start Supplied material

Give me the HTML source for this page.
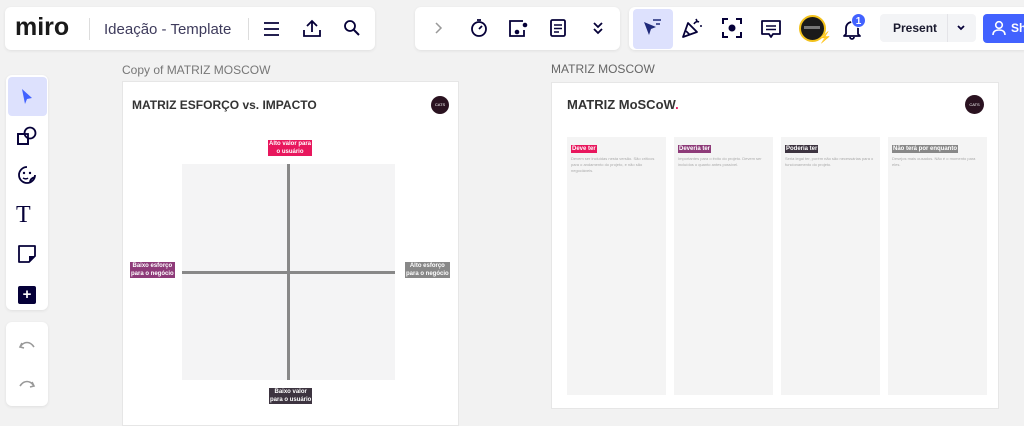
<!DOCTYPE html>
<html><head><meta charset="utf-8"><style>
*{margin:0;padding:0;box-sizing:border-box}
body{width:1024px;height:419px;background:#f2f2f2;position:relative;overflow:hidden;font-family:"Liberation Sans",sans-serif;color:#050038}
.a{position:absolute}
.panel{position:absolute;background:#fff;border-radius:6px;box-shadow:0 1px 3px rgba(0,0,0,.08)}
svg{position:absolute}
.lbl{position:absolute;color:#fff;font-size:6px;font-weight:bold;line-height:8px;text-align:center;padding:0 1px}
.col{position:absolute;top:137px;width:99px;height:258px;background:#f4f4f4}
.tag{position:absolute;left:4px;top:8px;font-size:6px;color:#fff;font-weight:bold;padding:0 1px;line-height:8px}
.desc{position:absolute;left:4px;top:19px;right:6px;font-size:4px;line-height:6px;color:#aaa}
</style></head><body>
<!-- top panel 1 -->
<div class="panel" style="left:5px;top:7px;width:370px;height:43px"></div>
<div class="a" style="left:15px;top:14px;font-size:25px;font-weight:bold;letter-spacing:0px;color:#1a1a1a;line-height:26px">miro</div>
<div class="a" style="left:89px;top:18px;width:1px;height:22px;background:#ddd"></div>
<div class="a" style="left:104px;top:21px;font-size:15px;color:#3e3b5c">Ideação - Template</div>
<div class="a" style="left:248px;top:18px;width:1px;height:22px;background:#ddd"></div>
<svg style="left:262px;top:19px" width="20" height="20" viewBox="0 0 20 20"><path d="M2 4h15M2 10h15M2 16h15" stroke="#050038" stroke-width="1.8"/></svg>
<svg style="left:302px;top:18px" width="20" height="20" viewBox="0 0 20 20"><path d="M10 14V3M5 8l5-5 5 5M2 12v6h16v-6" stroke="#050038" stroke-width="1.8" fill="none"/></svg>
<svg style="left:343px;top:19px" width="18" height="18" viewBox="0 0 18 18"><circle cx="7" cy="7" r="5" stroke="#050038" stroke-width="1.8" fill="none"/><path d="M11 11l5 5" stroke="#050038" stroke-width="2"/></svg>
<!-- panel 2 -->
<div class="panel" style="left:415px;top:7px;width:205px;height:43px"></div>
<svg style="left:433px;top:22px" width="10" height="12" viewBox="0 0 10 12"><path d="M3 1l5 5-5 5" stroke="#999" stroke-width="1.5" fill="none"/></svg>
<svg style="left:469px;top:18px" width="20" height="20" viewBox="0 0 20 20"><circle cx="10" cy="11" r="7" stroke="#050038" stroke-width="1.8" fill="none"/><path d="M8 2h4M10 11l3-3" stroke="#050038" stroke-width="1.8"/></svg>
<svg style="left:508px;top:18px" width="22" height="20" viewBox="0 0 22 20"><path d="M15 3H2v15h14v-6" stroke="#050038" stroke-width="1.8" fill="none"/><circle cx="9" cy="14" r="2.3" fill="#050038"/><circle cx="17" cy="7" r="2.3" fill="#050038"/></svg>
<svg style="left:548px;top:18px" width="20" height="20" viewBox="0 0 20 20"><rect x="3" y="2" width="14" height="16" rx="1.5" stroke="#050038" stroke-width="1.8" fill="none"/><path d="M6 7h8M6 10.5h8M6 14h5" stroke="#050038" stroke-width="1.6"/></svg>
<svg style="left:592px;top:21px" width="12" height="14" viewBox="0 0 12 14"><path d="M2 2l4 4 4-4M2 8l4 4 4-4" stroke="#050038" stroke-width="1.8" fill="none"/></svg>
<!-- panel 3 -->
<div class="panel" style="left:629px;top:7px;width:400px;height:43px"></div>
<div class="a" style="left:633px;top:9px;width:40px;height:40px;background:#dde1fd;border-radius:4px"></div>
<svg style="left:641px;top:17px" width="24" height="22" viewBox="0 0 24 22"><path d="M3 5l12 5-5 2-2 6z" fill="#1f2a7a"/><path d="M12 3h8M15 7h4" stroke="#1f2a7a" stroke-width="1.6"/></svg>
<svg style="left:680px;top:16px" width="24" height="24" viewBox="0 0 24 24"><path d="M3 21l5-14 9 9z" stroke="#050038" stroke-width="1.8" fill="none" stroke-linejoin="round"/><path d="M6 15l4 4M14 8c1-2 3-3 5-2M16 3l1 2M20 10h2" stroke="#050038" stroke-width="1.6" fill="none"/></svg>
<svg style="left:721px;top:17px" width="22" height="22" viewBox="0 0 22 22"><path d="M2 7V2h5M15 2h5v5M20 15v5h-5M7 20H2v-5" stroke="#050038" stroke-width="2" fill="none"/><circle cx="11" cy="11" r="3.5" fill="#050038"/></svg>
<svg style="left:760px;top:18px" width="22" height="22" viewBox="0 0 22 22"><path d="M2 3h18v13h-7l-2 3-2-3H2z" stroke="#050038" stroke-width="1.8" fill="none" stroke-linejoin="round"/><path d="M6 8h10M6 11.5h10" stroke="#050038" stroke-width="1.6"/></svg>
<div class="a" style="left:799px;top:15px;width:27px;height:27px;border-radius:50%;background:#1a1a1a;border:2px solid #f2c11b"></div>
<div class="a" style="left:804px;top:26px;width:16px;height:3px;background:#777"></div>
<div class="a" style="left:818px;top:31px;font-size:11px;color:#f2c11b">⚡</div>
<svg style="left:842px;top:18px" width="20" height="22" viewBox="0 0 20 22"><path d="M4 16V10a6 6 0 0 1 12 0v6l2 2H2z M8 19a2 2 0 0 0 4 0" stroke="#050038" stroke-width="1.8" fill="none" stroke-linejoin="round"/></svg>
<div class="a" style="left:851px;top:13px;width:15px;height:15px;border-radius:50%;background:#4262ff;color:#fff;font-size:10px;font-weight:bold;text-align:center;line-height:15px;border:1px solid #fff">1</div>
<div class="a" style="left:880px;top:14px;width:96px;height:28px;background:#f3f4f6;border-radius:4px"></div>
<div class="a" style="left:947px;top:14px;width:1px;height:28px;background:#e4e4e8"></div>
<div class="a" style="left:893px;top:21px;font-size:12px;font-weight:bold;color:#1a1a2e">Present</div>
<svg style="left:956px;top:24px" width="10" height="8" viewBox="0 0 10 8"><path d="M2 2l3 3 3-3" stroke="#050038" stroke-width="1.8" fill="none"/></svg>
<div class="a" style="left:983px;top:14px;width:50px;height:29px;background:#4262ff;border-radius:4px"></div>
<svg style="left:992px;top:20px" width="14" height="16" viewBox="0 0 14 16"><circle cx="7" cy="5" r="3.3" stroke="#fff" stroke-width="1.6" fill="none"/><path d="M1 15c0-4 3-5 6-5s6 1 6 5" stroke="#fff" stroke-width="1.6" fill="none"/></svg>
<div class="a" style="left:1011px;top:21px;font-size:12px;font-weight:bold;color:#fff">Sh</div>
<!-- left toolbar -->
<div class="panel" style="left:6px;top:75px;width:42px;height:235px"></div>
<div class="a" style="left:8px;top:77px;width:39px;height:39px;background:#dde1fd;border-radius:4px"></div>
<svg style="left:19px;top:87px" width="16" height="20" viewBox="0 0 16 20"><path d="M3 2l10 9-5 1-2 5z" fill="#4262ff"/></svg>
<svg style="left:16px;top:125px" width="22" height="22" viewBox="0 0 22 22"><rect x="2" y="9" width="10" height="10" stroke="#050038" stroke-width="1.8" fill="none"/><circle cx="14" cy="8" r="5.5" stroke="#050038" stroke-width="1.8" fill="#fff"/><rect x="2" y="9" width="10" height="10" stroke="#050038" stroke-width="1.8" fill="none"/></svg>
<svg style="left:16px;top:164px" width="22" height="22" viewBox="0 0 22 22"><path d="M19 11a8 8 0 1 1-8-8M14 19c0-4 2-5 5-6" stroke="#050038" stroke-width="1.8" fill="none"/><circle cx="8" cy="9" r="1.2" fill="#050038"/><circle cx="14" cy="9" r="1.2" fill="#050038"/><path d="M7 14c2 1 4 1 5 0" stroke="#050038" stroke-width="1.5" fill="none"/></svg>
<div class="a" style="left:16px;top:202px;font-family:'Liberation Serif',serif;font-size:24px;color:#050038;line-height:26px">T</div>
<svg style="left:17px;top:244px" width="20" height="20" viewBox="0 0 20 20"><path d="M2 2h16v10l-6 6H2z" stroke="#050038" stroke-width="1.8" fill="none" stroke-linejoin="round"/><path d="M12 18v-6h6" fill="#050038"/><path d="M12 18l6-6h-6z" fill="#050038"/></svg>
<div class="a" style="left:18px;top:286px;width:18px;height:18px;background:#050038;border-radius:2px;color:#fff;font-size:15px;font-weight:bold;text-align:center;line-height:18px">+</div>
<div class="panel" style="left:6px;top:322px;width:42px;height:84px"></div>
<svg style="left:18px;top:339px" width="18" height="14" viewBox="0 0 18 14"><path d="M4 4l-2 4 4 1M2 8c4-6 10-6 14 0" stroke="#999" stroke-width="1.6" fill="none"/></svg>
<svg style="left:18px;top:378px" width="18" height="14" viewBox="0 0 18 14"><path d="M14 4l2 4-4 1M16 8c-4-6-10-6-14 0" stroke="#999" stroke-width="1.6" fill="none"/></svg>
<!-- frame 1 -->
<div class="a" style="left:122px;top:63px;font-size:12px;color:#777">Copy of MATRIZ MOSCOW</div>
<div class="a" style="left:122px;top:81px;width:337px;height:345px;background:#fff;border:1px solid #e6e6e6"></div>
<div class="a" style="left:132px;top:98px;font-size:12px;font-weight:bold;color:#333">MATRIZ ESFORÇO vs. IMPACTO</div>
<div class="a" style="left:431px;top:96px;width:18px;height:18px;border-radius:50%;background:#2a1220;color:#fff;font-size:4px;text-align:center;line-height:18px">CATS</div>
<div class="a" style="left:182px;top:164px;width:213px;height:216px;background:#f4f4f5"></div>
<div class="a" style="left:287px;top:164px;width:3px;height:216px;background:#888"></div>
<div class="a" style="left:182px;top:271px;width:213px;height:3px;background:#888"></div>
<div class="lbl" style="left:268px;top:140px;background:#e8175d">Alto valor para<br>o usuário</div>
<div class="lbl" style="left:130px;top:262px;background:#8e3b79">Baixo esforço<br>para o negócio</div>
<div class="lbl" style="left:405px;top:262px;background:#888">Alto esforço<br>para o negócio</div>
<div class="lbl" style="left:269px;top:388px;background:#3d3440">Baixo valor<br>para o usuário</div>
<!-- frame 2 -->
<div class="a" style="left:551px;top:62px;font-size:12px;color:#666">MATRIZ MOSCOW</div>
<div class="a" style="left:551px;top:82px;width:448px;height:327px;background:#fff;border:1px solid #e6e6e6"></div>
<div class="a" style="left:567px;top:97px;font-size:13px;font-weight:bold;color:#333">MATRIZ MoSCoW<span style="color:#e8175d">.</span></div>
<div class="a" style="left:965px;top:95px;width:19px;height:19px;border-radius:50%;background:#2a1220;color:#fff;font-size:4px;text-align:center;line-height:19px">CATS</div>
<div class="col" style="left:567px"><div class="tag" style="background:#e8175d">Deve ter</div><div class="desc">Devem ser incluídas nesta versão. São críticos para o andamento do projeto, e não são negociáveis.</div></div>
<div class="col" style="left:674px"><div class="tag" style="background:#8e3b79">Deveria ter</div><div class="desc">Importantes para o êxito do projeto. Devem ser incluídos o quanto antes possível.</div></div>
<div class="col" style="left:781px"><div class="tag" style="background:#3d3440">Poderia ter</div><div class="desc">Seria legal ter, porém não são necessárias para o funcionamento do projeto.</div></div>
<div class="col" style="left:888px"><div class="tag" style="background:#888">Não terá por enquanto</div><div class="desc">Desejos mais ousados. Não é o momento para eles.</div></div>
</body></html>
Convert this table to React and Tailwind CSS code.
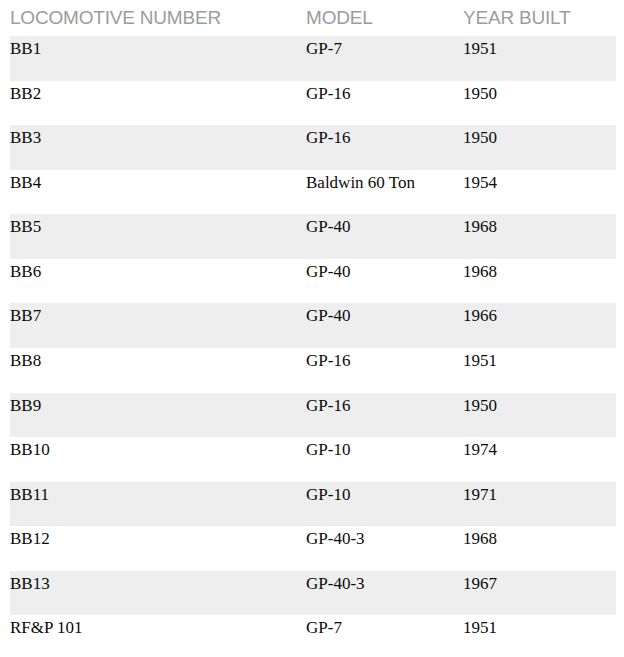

end Supplied material

What the exercise asks:
Go through the records above, find every line with the word "this", and list those lines.

Reply:
Give me the HTML source for this page.
Convert this table to React and Tailwind CSS code.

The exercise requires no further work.